Abiotic Degradation of the Toxin Simplexin by Soil Collected from a Pimelea-Infested Paddock

Abstract

Pimelea poisoning of cattle is caused by the toxin simplexin present in native Pimelea plant species. Surface weathering and burial of Pimelea plant material under soil in Pimelea-infested pastures previously showed simplexin degradation, suggesting soil microbial metabolism and/or abiotic degradation of simplexin in the field. This current study investigated whether soil from a Pimelea-infested paddock was capable of simplexin degradation in the laboratory. The effects of temperature on isolated simplexin levels and simplexin levels in Pimelea plant material treated with field-collected soil, acid-washed sand or bentonite were determined. Pimelea plant material incubated in field-collected soil at 22 °C for seven days did not show any simplexin degradation. Isolated simplexin preadsorbed to field-collected soil, acid-washed sand or bentonite showed simplexin decrease after one hour of incubation at 100 °C with three breakdown products identified by UPLC-MS/MS, indicating that toxin breakdown can be a heat-induced process rather than a microbial-based metabolism. Decreased simplexin levels were observed in Pimelea plant material mixed with acid-washed sand under similar incubation conditions. Overall, the study showed the field-collected soil did not contain soil microorganisms capable of simplexin metabolism within a short period of time. However, the co-exposure to high temperature resulted in significant abiotic simplexin breakdown, without microorganism involvement, with the product structures suggesting that the degradation was a heat promoted acid hydrolysis/elimination process. Overall, this study demonstrated that simplexin breakdown in the field could be a thermal abiotic process with no indication of microbial involvement.
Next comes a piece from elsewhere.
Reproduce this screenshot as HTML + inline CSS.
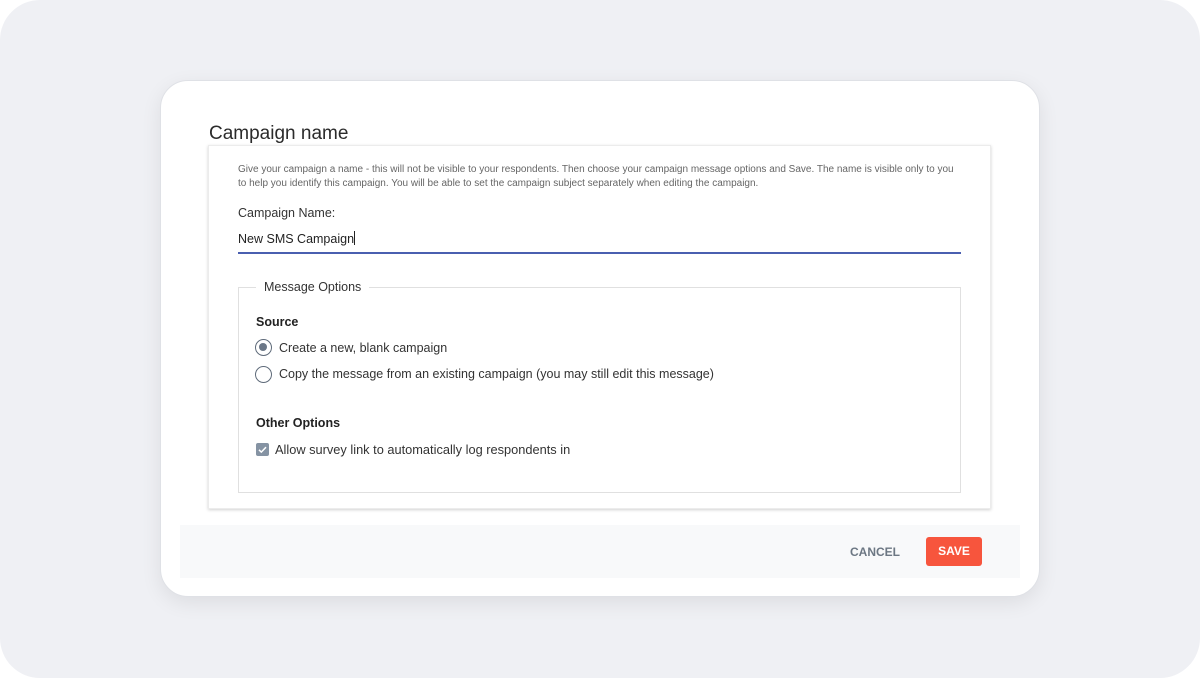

Keywords: Pimelea; hydrolysis; mass spectrometry; plant toxin; simplexin.

Figure 1

Structure of simplexin (1), a daphnane orthoester with a C9 saturated fatty acid chain.

Figure 2

Structure of phorbol 12-myristate 13-acetate (2), a tetracyclic diterpenoid with two hydroxyl groups on neighboring carbon atoms esterified to a fatty acid/acetic acid.

Figure 3

Summary of experiments using milled Pimelea plant material and isolated simplexin, with soil, sand and bentonite.

Figure 4

Percentage isolated simplexin decrease for each autoclaved binding agent (n = 3) after heat treatment for 1 h relative to negative control (100%). Significant differences between treatment groups vs. negative controls (no heat treatment) are indicated by asterisks (p < 0.05).

Figure 5

Percentage simplexin decrease in Pimelea plant material (n = 3) for autoclaved soil, sand and bentonite materials after heat treatment for 1 h relative to negative control (100%). Significant differences between treatment groups vs. negative controls (no heat treatment) are indicated by asterisks (p < 0.05).

Figure 6

Proposed chemical structures of ring-opened simplexin breakdown products (3), (4) and (5) corresponding to their respective identified molecular formulae based on HRAMS, with stereochemistry and regiochemistry of the C6/C7 in (5) not determined. Monoester polyol (6) although observed previously in acid hydrolysis studies [35] was not detected in the current degradation studies.

Figure 7

Extracted ion chromatogram of simplexin degradation products (3), (4) and (5) in field-collected soil bound simplexin after one hour incubation at 100 °C showing their transitions in positive ionisation mode using typical simplexin fragment ions. Similar chromatogram patterns were observed for simplexin similarly treated with acid-washed sand and bentonite samples.